Copy each line in which the string "this" occurs.
— Start Excerpted data —
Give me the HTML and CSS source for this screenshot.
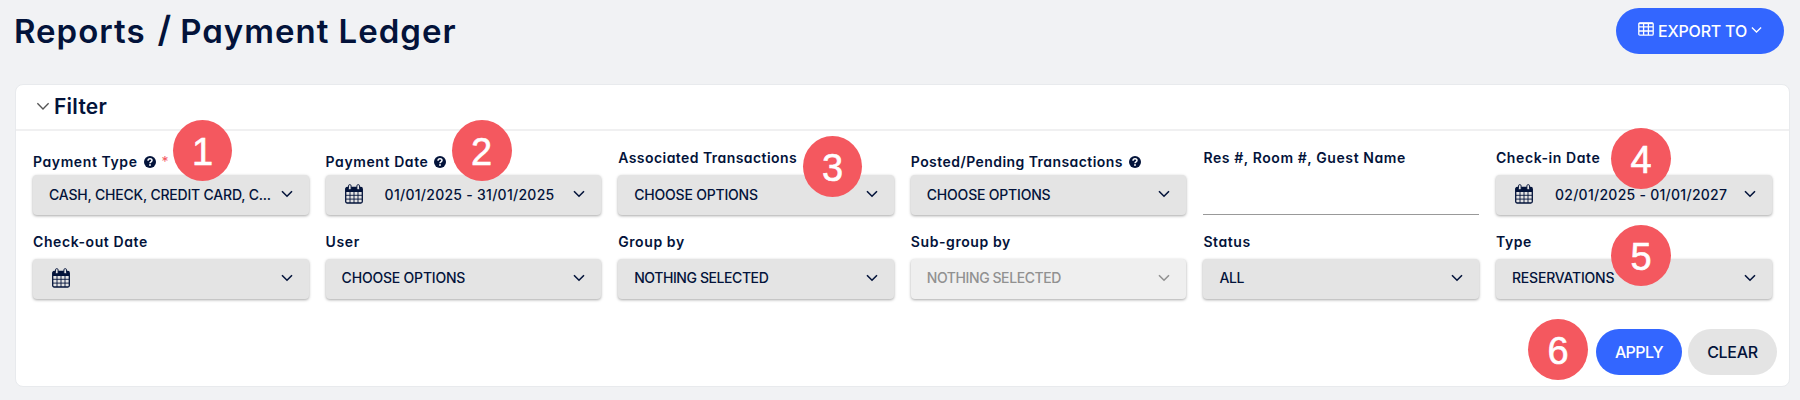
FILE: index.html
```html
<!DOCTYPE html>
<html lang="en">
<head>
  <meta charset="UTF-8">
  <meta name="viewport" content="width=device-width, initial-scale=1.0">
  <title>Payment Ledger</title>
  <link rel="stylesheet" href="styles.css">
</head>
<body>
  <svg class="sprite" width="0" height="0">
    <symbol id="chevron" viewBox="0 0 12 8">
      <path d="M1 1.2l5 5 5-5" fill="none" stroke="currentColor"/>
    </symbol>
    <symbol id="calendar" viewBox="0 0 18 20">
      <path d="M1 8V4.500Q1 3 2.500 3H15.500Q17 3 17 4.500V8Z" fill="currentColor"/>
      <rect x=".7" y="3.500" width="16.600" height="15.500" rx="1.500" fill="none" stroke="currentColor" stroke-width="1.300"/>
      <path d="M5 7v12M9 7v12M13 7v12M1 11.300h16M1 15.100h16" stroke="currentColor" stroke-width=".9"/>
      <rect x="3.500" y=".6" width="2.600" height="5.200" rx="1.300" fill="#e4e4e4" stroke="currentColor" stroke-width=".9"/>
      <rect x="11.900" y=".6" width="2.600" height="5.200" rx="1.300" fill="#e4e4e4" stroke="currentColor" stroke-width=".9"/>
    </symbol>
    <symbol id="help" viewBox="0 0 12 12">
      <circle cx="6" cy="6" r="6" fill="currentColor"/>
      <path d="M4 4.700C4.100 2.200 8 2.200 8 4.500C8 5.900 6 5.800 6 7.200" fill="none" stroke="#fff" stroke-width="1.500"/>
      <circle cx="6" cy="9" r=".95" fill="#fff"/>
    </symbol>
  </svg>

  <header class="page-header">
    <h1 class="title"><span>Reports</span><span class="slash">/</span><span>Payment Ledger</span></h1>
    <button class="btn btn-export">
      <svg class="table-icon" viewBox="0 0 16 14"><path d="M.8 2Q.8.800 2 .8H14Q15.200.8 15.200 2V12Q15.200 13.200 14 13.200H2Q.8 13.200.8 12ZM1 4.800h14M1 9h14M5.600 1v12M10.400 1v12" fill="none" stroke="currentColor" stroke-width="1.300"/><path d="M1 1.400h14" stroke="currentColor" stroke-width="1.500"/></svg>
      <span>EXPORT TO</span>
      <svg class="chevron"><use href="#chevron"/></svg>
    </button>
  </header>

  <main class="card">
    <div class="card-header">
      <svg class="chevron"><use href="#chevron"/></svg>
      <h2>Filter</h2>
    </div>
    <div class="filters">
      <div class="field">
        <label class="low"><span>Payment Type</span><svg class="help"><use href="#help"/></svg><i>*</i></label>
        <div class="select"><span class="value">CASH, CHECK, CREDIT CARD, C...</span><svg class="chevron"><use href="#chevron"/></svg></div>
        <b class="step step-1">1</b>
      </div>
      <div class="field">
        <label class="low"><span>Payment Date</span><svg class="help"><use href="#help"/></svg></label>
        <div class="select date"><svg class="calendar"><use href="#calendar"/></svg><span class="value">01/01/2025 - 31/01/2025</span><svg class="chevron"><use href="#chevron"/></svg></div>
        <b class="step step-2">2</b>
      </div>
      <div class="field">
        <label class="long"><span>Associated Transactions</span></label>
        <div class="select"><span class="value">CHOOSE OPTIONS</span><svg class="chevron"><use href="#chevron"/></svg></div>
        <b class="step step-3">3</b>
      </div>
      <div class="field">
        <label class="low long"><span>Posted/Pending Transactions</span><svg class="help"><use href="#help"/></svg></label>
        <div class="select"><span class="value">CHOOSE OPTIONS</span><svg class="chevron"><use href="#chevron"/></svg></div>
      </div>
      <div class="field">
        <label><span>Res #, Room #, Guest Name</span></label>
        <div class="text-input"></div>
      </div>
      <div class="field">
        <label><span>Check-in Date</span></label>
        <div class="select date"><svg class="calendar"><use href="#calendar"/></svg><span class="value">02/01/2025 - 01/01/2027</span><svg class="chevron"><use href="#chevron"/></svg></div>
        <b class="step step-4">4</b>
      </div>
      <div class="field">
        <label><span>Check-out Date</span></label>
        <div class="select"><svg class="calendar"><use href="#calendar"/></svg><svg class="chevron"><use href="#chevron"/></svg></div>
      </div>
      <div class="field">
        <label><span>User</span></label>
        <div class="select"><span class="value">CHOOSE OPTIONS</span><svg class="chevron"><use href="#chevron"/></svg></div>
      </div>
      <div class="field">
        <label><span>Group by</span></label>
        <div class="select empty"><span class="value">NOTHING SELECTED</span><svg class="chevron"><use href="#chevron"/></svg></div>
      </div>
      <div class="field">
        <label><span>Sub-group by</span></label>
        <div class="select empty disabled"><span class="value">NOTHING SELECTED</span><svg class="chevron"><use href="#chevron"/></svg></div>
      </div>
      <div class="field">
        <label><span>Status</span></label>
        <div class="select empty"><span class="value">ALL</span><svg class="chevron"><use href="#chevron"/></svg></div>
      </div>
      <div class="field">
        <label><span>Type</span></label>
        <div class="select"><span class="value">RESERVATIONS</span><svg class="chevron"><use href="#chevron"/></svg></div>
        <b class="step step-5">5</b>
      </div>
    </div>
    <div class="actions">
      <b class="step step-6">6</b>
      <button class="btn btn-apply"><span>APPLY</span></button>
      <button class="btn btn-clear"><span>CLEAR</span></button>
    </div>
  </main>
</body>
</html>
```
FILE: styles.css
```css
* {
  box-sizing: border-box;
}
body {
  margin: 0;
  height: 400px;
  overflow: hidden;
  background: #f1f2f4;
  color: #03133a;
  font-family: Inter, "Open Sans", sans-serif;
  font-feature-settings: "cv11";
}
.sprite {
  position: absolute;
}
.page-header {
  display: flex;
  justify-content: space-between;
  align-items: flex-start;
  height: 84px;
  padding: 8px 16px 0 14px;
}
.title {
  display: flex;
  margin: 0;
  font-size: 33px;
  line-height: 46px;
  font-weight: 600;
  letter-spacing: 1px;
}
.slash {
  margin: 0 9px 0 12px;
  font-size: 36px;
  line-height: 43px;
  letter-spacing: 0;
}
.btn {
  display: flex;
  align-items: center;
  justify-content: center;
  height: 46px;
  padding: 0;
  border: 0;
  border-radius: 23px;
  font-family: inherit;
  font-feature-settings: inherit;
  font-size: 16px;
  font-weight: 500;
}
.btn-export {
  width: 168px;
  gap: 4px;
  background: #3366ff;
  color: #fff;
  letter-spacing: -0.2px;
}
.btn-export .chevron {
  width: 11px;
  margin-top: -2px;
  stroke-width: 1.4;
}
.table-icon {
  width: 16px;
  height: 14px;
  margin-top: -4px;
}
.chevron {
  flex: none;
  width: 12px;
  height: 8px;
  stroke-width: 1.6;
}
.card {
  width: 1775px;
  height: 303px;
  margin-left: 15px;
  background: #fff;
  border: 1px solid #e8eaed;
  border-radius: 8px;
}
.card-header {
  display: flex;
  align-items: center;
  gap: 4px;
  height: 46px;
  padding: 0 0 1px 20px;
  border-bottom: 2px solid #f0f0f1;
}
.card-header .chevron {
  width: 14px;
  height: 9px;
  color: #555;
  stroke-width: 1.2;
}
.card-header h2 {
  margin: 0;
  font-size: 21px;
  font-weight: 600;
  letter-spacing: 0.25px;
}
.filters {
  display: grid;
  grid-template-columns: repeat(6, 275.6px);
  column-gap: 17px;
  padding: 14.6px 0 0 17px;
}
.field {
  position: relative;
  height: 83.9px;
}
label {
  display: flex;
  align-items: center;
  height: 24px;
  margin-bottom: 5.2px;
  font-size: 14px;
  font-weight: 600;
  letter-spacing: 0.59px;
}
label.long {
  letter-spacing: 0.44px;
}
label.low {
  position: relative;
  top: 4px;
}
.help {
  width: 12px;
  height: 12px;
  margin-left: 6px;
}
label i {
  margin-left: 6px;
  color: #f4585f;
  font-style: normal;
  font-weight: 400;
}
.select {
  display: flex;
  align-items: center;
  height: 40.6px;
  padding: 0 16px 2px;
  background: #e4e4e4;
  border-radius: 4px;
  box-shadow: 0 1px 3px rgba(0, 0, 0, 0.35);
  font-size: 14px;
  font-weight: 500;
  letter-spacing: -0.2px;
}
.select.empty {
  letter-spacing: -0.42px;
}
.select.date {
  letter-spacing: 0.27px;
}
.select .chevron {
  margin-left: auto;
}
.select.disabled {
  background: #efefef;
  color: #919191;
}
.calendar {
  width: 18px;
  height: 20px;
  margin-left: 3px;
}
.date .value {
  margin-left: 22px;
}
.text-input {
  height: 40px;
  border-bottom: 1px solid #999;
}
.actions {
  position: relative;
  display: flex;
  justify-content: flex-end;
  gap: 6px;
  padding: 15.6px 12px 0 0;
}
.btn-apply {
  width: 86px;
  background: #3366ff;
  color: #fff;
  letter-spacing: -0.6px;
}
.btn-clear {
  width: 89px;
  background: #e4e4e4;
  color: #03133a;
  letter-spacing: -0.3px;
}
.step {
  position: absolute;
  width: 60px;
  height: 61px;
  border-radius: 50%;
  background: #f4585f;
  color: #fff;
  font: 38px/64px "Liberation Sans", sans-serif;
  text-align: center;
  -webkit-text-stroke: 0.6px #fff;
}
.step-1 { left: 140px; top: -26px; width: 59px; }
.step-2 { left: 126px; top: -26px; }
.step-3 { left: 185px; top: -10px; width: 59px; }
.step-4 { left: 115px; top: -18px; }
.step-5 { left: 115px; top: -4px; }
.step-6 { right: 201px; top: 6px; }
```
— End Excerpted data —
— Start Excerpted data —
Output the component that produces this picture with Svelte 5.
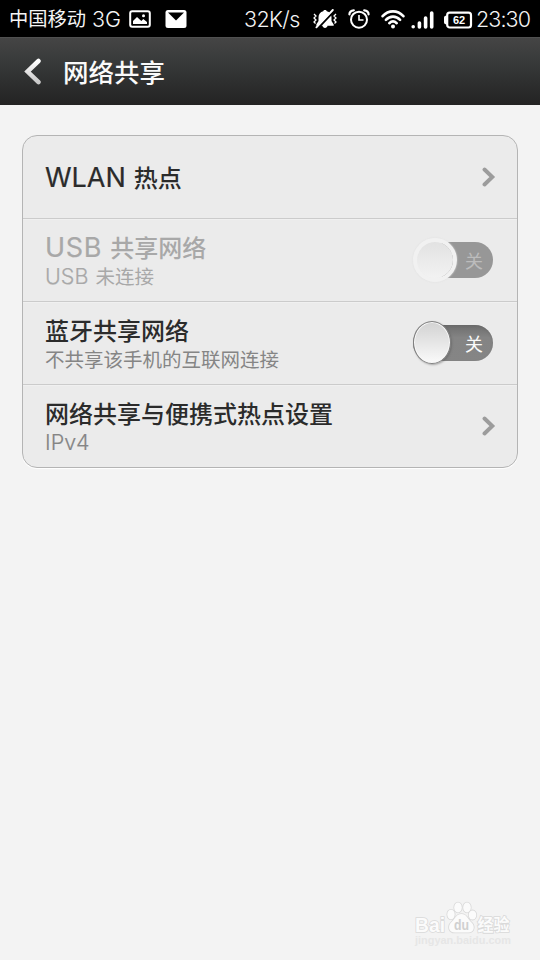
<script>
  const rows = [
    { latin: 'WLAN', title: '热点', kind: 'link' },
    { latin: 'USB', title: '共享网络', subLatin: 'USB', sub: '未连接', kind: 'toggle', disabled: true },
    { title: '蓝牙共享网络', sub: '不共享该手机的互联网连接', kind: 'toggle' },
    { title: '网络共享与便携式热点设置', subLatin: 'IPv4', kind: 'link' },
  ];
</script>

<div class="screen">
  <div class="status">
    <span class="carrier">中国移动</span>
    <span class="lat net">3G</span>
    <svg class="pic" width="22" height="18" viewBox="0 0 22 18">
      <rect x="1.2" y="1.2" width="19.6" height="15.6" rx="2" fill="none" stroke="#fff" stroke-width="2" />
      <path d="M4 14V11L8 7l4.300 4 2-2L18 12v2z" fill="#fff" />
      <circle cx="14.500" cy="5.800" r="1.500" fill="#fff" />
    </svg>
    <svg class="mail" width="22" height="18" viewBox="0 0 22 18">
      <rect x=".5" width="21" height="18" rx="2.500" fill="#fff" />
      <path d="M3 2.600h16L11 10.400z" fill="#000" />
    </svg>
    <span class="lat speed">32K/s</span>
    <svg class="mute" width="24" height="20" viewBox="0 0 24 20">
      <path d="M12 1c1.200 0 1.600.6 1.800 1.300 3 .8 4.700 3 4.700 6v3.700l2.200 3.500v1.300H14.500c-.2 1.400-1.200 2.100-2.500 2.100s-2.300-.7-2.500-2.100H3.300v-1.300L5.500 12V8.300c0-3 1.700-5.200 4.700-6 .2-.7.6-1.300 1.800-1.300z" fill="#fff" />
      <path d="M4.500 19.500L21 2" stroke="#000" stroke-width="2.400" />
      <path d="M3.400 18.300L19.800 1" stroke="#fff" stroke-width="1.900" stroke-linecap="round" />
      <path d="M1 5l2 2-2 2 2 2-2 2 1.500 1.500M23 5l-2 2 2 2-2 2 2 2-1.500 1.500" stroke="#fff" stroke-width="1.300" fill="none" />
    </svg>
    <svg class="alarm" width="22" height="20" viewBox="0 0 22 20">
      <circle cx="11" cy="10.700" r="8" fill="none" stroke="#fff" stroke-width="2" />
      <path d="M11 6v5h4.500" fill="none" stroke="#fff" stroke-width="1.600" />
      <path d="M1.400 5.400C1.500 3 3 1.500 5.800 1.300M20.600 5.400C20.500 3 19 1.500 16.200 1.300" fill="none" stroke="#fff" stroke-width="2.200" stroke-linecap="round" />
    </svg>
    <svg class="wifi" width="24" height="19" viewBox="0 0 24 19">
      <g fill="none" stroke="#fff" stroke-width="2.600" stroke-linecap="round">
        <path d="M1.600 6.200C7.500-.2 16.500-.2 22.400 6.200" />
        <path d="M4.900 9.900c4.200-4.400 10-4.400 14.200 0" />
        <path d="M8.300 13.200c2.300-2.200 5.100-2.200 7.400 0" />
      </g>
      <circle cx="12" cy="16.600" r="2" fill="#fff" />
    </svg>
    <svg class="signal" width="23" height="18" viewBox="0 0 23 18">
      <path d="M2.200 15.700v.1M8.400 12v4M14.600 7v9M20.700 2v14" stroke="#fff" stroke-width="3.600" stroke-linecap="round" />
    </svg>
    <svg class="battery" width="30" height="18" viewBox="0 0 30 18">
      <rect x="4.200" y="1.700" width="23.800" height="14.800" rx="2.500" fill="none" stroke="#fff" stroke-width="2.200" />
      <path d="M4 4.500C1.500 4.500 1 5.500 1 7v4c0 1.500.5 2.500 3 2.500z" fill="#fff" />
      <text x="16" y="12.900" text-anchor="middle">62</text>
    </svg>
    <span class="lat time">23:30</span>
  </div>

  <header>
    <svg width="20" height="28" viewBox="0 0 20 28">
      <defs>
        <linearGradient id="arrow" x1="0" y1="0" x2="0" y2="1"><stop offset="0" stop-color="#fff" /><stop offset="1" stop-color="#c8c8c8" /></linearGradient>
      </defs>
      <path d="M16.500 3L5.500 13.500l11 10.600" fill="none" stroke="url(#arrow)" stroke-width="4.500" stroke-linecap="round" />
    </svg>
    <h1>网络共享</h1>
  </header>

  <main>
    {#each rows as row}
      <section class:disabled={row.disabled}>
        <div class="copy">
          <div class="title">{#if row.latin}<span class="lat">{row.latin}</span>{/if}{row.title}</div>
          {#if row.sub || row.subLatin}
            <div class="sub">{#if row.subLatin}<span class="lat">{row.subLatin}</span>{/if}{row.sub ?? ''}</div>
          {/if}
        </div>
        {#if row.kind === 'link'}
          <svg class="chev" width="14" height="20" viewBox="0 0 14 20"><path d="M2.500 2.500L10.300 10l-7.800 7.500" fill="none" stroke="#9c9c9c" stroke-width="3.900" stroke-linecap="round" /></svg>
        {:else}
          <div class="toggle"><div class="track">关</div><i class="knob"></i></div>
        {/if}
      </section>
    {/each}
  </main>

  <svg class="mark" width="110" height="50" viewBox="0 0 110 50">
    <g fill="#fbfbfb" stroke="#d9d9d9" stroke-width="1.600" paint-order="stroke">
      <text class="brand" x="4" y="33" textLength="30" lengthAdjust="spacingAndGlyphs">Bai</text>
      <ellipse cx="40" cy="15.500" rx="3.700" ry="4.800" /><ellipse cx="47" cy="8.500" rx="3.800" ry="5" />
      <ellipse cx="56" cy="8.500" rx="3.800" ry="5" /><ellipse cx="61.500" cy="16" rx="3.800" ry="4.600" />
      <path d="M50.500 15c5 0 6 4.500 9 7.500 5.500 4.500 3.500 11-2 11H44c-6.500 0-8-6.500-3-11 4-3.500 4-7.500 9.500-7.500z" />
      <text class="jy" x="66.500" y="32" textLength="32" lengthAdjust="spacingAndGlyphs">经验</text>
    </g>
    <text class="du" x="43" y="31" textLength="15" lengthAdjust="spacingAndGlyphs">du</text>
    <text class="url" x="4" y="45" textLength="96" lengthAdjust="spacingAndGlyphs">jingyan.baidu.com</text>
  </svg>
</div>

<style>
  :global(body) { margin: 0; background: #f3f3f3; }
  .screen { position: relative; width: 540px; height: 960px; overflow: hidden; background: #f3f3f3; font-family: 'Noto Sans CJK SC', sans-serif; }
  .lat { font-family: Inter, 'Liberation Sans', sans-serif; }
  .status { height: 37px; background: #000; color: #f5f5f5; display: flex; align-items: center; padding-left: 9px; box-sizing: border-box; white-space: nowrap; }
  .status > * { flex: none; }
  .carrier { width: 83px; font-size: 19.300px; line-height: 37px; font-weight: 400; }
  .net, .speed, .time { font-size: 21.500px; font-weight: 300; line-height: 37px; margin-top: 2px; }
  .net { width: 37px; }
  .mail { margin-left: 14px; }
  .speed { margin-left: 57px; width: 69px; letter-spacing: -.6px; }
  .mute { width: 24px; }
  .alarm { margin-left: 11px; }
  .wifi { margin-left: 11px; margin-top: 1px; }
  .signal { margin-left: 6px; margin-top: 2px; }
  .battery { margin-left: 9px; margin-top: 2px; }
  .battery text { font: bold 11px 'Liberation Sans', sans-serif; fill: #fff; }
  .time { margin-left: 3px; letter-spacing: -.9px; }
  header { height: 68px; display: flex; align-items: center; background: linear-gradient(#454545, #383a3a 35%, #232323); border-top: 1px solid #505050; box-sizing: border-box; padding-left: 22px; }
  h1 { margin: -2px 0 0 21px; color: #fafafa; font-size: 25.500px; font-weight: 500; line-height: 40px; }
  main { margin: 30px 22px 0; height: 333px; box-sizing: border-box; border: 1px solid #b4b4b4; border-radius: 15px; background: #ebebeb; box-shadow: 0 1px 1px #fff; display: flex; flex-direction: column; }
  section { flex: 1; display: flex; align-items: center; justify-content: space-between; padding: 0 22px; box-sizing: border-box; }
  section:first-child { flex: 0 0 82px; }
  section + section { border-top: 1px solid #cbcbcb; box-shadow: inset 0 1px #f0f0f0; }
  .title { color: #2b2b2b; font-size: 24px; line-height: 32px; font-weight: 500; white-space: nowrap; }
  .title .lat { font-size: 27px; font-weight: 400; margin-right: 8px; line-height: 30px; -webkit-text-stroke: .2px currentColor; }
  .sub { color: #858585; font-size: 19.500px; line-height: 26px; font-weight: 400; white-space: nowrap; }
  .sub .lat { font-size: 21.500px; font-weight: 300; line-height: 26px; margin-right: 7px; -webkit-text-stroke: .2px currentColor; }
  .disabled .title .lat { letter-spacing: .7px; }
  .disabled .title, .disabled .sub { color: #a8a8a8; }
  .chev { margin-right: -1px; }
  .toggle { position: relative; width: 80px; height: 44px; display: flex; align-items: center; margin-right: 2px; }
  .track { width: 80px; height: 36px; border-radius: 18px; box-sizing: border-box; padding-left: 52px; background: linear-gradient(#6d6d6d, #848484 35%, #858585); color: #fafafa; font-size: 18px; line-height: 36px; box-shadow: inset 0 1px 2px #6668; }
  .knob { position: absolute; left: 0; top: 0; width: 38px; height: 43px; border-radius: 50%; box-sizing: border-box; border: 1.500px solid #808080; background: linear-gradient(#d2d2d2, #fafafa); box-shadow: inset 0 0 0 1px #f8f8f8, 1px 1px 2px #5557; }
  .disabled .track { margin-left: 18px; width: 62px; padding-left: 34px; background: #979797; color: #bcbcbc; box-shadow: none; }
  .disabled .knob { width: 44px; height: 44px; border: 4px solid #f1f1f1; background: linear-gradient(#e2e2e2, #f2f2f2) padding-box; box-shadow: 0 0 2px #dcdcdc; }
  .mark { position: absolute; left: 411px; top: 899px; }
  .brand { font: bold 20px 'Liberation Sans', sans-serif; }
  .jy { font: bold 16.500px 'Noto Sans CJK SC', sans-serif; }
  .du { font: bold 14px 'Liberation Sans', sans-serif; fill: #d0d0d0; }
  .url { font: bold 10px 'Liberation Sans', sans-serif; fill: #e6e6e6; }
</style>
— End Excerpted data —
» **Output**
Give me the HTML and CSS source for this screenshot.
Output the component that produces this picture with Svelte 5.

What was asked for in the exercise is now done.